Among the most important of the apparatus exhibited we must reckon Mr.
Cailletet's devices for liquefying gases, and those of Mr. Mascart for
determining the ohm. The results obtained by Mr. Mascart (which have
been submitted to the Committee on Unities of the Congress of
Electricians now in session at Paris), are sensibly concordant with
those obtained independently in England by Lord Rayleigh. Everything
leads to the hope, then, that a rapid and definite solution will be
given of this important question of electric unities, and that nothing
further will prevent the international development of the C.G.S.
system.
Mr. Jules Duboscq made a number of very successful projections, and we
particularly remarked the peculiar experiment made in conjunction with
Mr. Parinaud, that gave in projection two like spectra produced by the
same prism, and which, through superposition, were capable of
increasing the intensity of the colors, or, on the contrary, of
reconstituting white light.
Among the optical applications we may cite Mr. Leon Laurent's
apparatus for controlling plane, parallel, perpendicular, and oblique
surfaces, and magic mirrors obtained with an ordinary light; Mr. S.P.

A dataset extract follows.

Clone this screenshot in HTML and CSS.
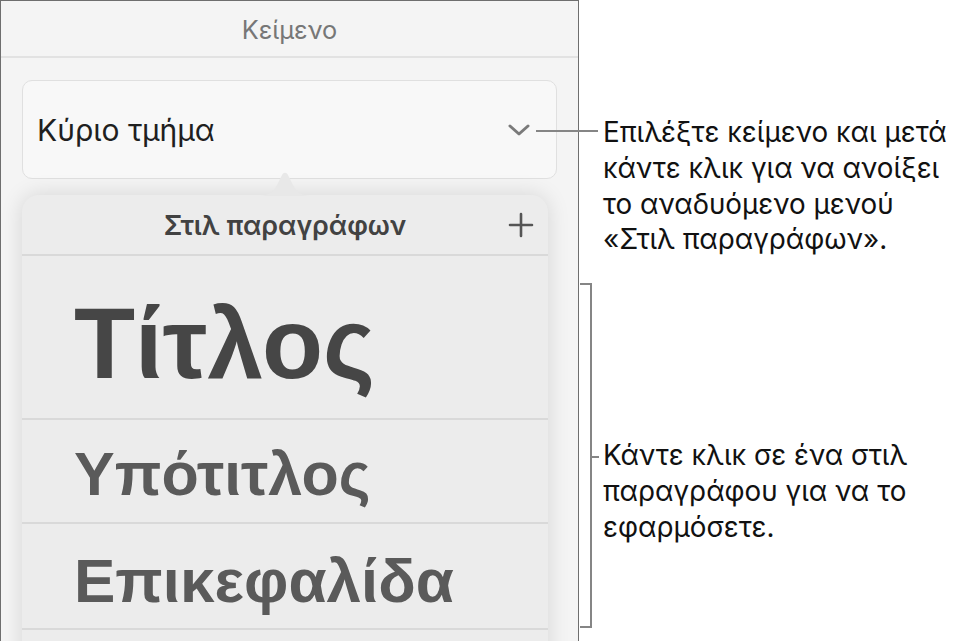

Thompson's apparatus for demonstrating the propagation of
electro-magnetic waves in ether (according to Maxwell's theory), as
well as some new polarizing prisms; and a mode of lighting the
microscope (presented by Mr. Yvon), that was quite analogous to the
one employed more than a year ago by Dr. Van Heurck, director of the
Botanical Garden of Anvers.
Acoustics were represented by an electro-magnetic brake siren of Mr.
Bourbouze; Konig's apparatus for the synthesis of sounds; and Mr. S.P.
Thompson's cymatograph--a pendulum apparatus for demonstrating the
phenomena of beats.
It was electricity again that occupied the largest space in the
programme of the session.
Apparatus for teaching are assuming greater and greater importance
every day, and the exhibit of Mr. Ducretet included a large number of
the most interesting of these. The house of Breguet exhibited on a
reduced scale the magnificent experiments of Gaston Plante, wherein
320 leaden wire secondary elements charged for quantity with 3 Daniell
elements, and afterward coupled for tension, served to charge a
rheostatic machine formed of 50 condensers coupled for quantity. These
latter, coupled anew for tension, furnished upon being discharged a
spark due to a difference of potential of about 32,000 volts that
presented all the characters of the spark produced by induction coils
on the machines so improperly called "static." Finally, we may cite
the apparatus arranged by Mr. S.P. Thompson for studying the
development of currents in magneto-electric machines. The inventor
studies the influence of the forms of the inductors and armatures of
machines by means of an arrangement that allows him to change the
rings or armatures at will and to take out the induced bobbins in
order to sound every part of the magnetic field. Upon giving the
armature an angular motion limited by two stops, there develops a
certain quantity of electricity that may be measured by causing it to
traverse an appropriate ballistic galvanometer. Messrs. Deprez and
D'Arsonval's galvanometer answers very well for this purpose, and its
aperiodicity, which causes it quickly to return to zero as soon as the
induced current ceases, permits of a large number of readings being
taken within a very short space of time.